Philippe Croizon, whose limbs were amputated after a 1994 electrical accident at age 26, completed his swim late Friday from Alaska’s Little Diomede Island to the Russian maritime border near Big Diomede Island.
Mr Croizon had intended to swim all the way to the shoreline of Big Diomede, but regional Russian authorities denied him permission to enter the territory.
His swim to Russian waters took about an hour and 15 minutes and he was accompanied by his friend, Arnaud Chassery.
“I wanted to say that we both linked the five continents despite one country’s objection. Despite the objection, we managed to join America and Asia. Arnaud told me he was proud of what he has done with me and I am proud of what I have done with him,” said Mr Croizon.

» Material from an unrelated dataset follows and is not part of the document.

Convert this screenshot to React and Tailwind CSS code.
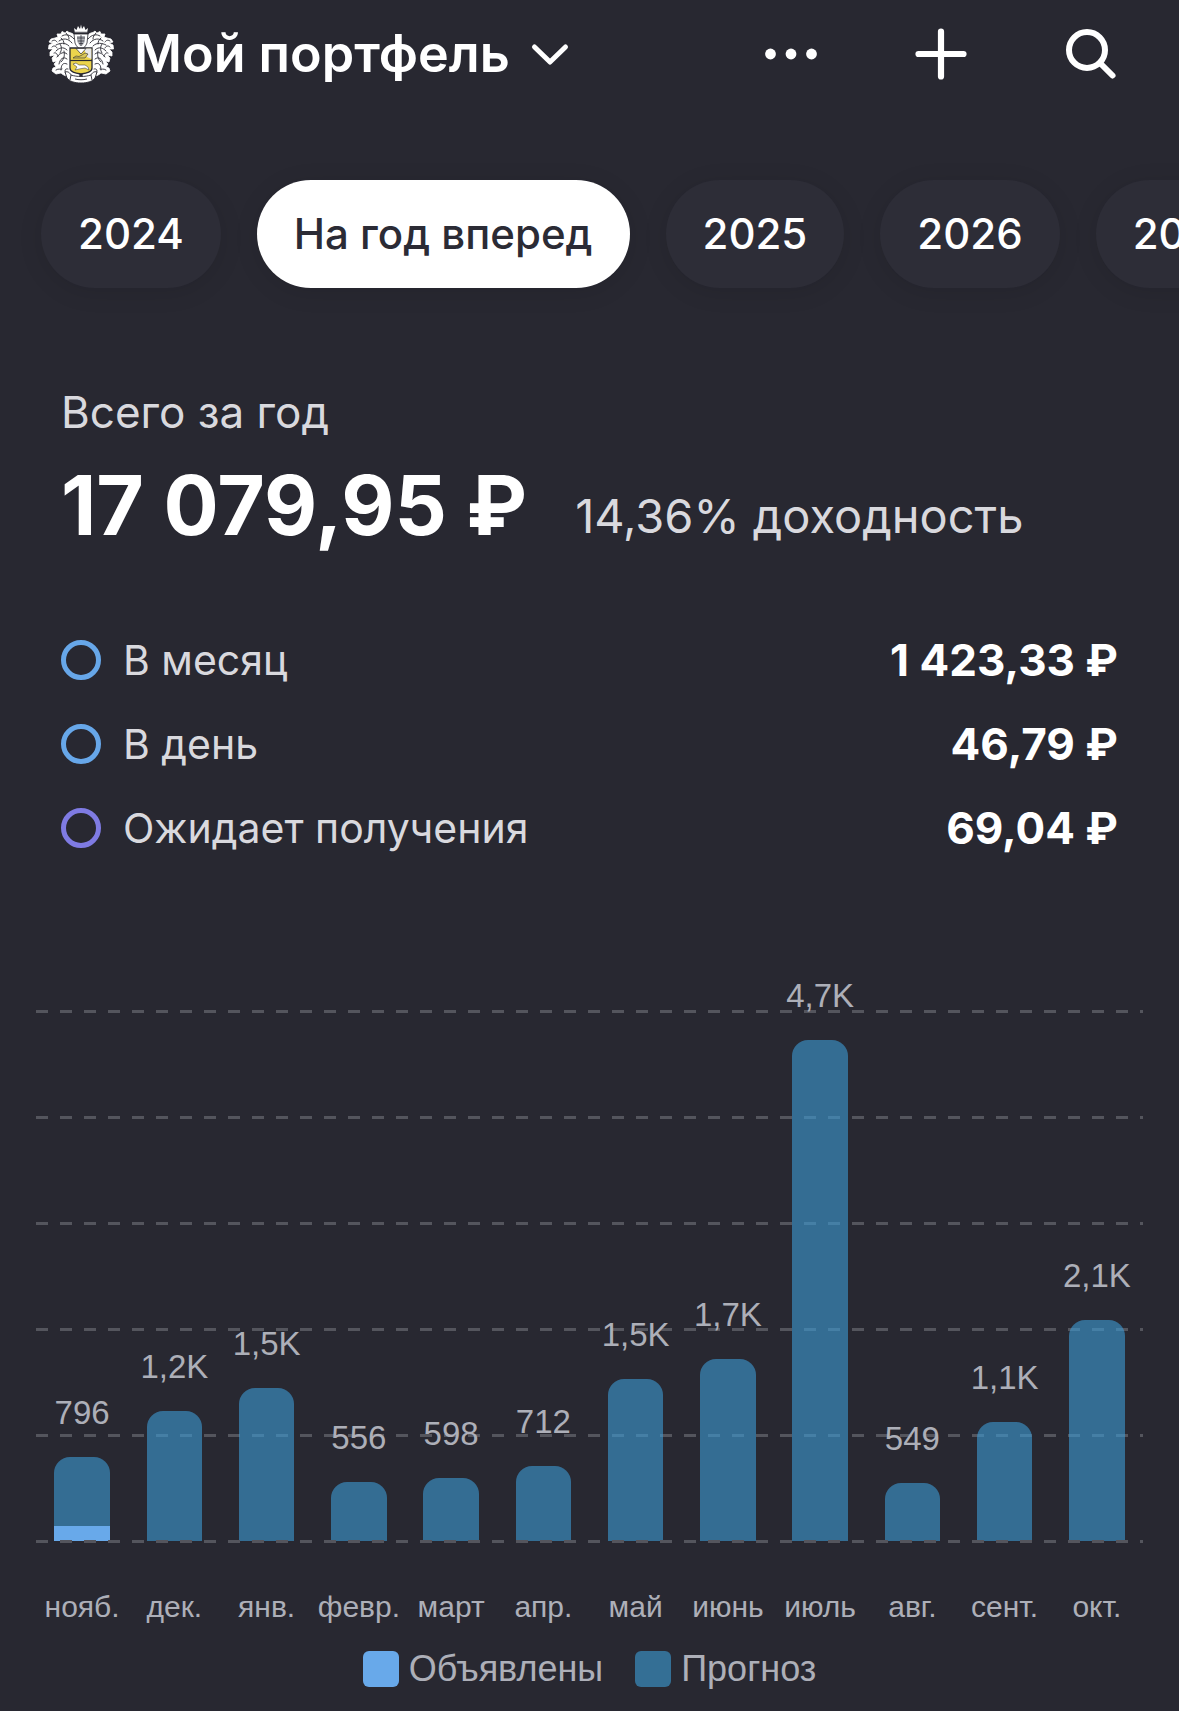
import React from "react";

const BG = "#282831";

const periods = [
  { label: "2024" },
  { label: "На год вперед", active: true },
  { label: "2025" },
  { label: "2026" },
  { label: "2027" },
];

const stats = [
  { label: "В месяц", value: "1 423,33 ₽", ring: "border-[#67a7e9]" },
  { label: "В день", value: "46,79 ₽", ring: "border-[#67a7e9]" },
  { label: "Ожидает получения", value: "69,04 ₽", ring: "border-[#7f7be3]" },
];

const AXIS_MAX = 5000;

const months = [
  { name: "нояб.", label: "796", total: 796, announced: 140 },
  { name: "дек.", label: "1,2K", total: 1222 },
  { name: "янв.", label: "1,5K", total: 1448 },
  { name: "февр.", label: "556", total: 556 },
  { name: "март", label: "598", total: 598 },
  { name: "апр.", label: "712", total: 712 },
  { name: "май", label: "1,5K", total: 1524 },
  { name: "июнь", label: "1,7K", total: 1717 },
  { name: "июль", label: "4,7K", total: 4731 },
  { name: "авг.", label: "549", total: 549 },
  { name: "сент.", label: "1,1K", total: 1126 },
  { name: "окт.", label: "2,1K", total: 2081 },
];

function Crest() {
  const half = (
    <>
      <path
        d="M30 17 C28 12 25 9 21 8.500 L19 7 L17 9 L14 7.500 L13 10 L9 10 L10 13 L7 14 L3 15 L1 18 L5 19 L1 21 L0.500 25 L5 25 L2 28 L2 32 L7 31 L4 34 L5 38 L9 37 L6 40 L8 43 L5 44 L4 47 L8 50 L13 49 C15 51 19 53 23 52 L31 54 Z"
        fill="#fff"
        stroke="#fff"
        strokeWidth="0.8"
        strokeLinejoin="round"
      />
      <path
        d="M26 15 C22 10 17 10 14 12 M24 19 C20 14 15 14 11 17 M21 22 C17 18 12 19 8 21 M13 14 C15 16 16 17 16 20 M19 26 C15 22 11 24 8 27 M19 30 C16 27 12 29 9 33 M12 20 C14 23 14 26 12 29 M19 35 C15 32 12 35 11 40 M16 27 C17 32 16 35 13 38 M19 40 C15 38 13 41 13 46 M8 46 C11 44 12 46 14 45 M20 45 C17 44 16 47 18 50 M4 17 C7 15 8 17 9 18 M4 23 C6 21 8 22 9 24 M6 29 C8 28 9 30 10 32 M18 9 C20 12 21 12 21 15"
        fill="none"
        stroke={BG}
        strokeWidth="0.9"
        strokeLinecap="round"
      />
    </>
  );
  return (
    <svg viewBox="0 0 66 60" className="h-[60px] w-[66px] shrink-0" aria-hidden="true">
      <g>{half}</g>
      <g transform="translate(66 0) scale(-1 1)">{half}</g>
      <path d="M27 9 L26 4 L28.500 6 L30 2 L32 5 L33 0.500 L34 5 L36 2 L37.500 6 L40 4 L39 9 Z" fill="#fff" />
      <path d="M27 8.300 H39" stroke={BG} strokeWidth="0.9" />
      <path d="M26 10 H40 L39 19 C38 22 35 25 33 26 C31 25 28 22 27 19 Z" fill="#fff" stroke={BG} strokeWidth="0.8" />
      <path d="M29 12 H37 V17 C36 20 34 22 33 22 C32 22 30 20 29 17 Z" fill="#aeb0b5" />
      <path d="M29 14 H37 M30 17 H36 M31 19.500 H35 M33 11 V22" stroke={BG} strokeWidth="0.7" />
      <path d="M22 24 H44 V44 C44 48 39 49 33 50 C27 49 22 48 22 44 Z" fill="#ecd44c" stroke={BG} strokeWidth="1.300" />
      <path d="M36 24.600 H43.400 V35 L39 33 Z" fill="#e9e9e9" />
      <path d="M28 24.500 L33 30 L38 24.500 Z" fill="#fff" stroke={BG} strokeWidth="0.7" />
      <path d="M22 36.500 H44" stroke={BG} strokeWidth="1.200" />
      <path d="M25 34 L28 32 L31 32.500 L34 31 L37 29 L40 30 L37 34 Z" fill="#d9c75a" stroke={BG} strokeWidth="0.600" />
      <path d="M25 40 L28 39 L31 41 L37 41 L40 43 L41 46 L37 44 L31 45 L27 46 L29 43 Z" fill="#fff" stroke={BG} strokeWidth="0.500" />
      <path
        d="M17 48 C20 47 22 49 23 51 C29 53 37 53 43 51 C44 49 46 47 49 48 L47 54 C45 57 40 59 33 59 C26 59 21 57 19 54 Z"
        fill="#fff"
        stroke={BG}
        strokeWidth="0.9"
      />
      <path d="M23 51 L22 56 M43 51 L44 56 M27 55 C31 56 35 56 39 55" fill="none" stroke={BG} strokeWidth="0.9" />
    </svg>
  );
}

function Header() {
  return (
    <header className="flex h-[108px] items-center justify-between pr-[61px] pl-12">
      <button type="button" className="flex items-center gap-5 text-[52px] leading-[60px] font-semibold whitespace-nowrap text-white">
        <Crest />
        <span>Мой портфель</span>
        <svg viewBox="0 0 40 24" className="h-6 w-10" fill="none" stroke="currentColor" strokeWidth="5" strokeLinecap="round" strokeLinejoin="round" aria-hidden="true">
          <path d="M4.500 5 L20 20 L35.500 5" />
        </svg>
      </button>
      <div className="flex items-center gap-24 text-white">
        <button type="button" aria-label="Ещё">
          <svg viewBox="0 0 54 54" className="size-[54px]" fill="currentColor" aria-hidden="true">
            <circle cx="6.500" cy="27" r="5.400" />
            <circle cx="27" cy="27" r="5.400" />
            <circle cx="47.500" cy="27" r="5.400" />
          </svg>
        </button>
        <button type="button" aria-label="Добавить">
          <svg viewBox="0 0 54 54" className="size-[54px]" fill="none" stroke="currentColor" strokeWidth="6.200" strokeLinecap="round" aria-hidden="true">
            <path d="M27 4.500 V49.500 M4.500 27 H49.500" />
          </svg>
        </button>
        <button type="button" aria-label="Поиск">
          <svg viewBox="0 0 54 54" className="size-[54px]" fill="none" stroke="currentColor" strokeWidth="6" strokeLinecap="round" aria-hidden="true">
            <circle cx="23" cy="23" r="18" />
            <path d="M36.500 36.500 L48.500 48.500" />
          </svg>
        </button>
      </div>
    </header>
  );
}

function Periods() {
  return (
    <nav className="mt-6 flex gap-9 overflow-hidden py-12 pl-[41px]" aria-label="Период">
      {periods.map((p) => (
        <button
          key={p.label}
          type="button"
          aria-pressed={Boolean(p.active)}
          className={
            "h-[108px] shrink-0 rounded-full px-[37px] text-[42px] leading-[52px] font-medium whitespace-nowrap shadow-[0_4px_24px_rgba(0,0,0,0.1)] " +
            (p.active ? "bg-white text-[#2b2b35]" : "bg-[#2d2d37] text-white")
          }
        >
          {p.label}
        </button>
      ))}
    </nav>
  );
}

function Summary() {
  return (
    <section className="mt-12 px-[61px]">
      <h2 className="text-[44px] leading-[56px] text-[#d9d9de]">Всего за год</h2>
      <div className="mt-[18px] flex items-end gap-12 whitespace-nowrap">
        <strong className="text-[82px] leading-[96px] font-bold text-white">17 079,95 ₽</strong>
        <span className="text-[47px] leading-[76px] text-[#d9d9de]">14,36% доходность</span>
      </div>
      <dl className="mt-16">
        {stats.map((s) => (
          <div key={s.label} className="flex h-[84px] items-center">
            <span className={"size-10 shrink-0 rounded-full border-5 " + s.ring} />
            <dt className="ml-[22px] text-[41px] leading-[52px] text-[#d9d9de]">{s.label}</dt>
            <dd className="ml-auto text-[44px] leading-[52px] font-bold text-white">{s.value}</dd>
          </div>
        ))}
      </dl>
    </section>
  );
}

function GridLine() {
  return (
    <div className="h-[3px] bg-[repeating-linear-gradient(90deg,#54555d_0px,#54555d_12px,transparent_12px,transparent_24px)]" />
  );
}

function Chart() {
  return (
    <section className="mt-[140px] px-9 font-['Liberation_Sans',Arial,sans-serif] text-[#adafb8]" aria-label="Выплаты по месяцам">
      <div className="grid">
        <div className="col-start-1 row-start-1 flex h-[533px] flex-col justify-between">
          {[5, 4, 3, 2, 1].map((n) => (
            <GridLine key={n} />
          ))}
          <div className="h-[3px]" />
        </div>
        <div className="col-start-1 row-start-1 mt-[1px] mb-[2px] grid h-[530px] grid-cols-12">
          {months.map((m) => (
            <div key={m.name} className="flex h-full flex-col items-center justify-end">
              <span className="mb-[26px] h-9 text-[33px] leading-9">{m.label}</span>
              <div
                className="flex w-3/5 shrink-0 flex-col overflow-hidden rounded-t-2xl"
                style={{ height: `${(m.total / AXIS_MAX) * 100}%` }}
              >
                <div className="flex-1 bg-[#3c9bd6]/60" />
                {m.announced && (
                  <div className="bg-[#68a9ea]" style={{ height: `${(m.announced / m.total) * 100}%` }} />
                )}
              </div>
            </div>
          ))}
        </div>
        <div className="col-start-1 row-start-1 self-end">
          <GridLine />
        </div>
      </div>
      <div className="mt-[46px] grid grid-cols-12 text-[30px] leading-9 whitespace-nowrap">
        {months.map((m) => (
          <span key={m.name} className="flex justify-center">
            {m.name}
          </span>
        ))}
      </div>
      <div className="mt-6 flex justify-center gap-8 pb-5 text-[36px] leading-10">
        <span className="flex items-center gap-[10px]">
          <i className="size-9 rounded-md bg-[#68a9ea]" />
          Объявлены
        </span>
        <span className="flex items-center gap-[10px]">
          <i className="size-9 rounded-md bg-[#346f95]" />
          Прогноз
        </span>
      </div>
    </section>
  );
}

export default function App() {
  return (
    <main className="min-h-screen overflow-hidden bg-[#282831] font-[Inter,sans-serif]">
      <Header />
      <Periods />
      <Summary />
      <Chart />
    </main>
  );
}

Mr Croizon uses paddle-like prosthetics to swim, and has completed crossings of the English Channel, the Red Sea and other major waterways. His Bering Strait swim was the last in a series of expeditions across waterways that separate continents, according to Handicap International, the nonprofit organisation that helped organise Croizon’s Alaska undertaking.
“Just to say that nothing is impossible. We can all succeed in life despite of what happens to us. There is no difference. We are all equal,” Mr Croizon said.
Mr Croizon plans to travel to London to work as a radio and television commentator during the Paralympics, he said.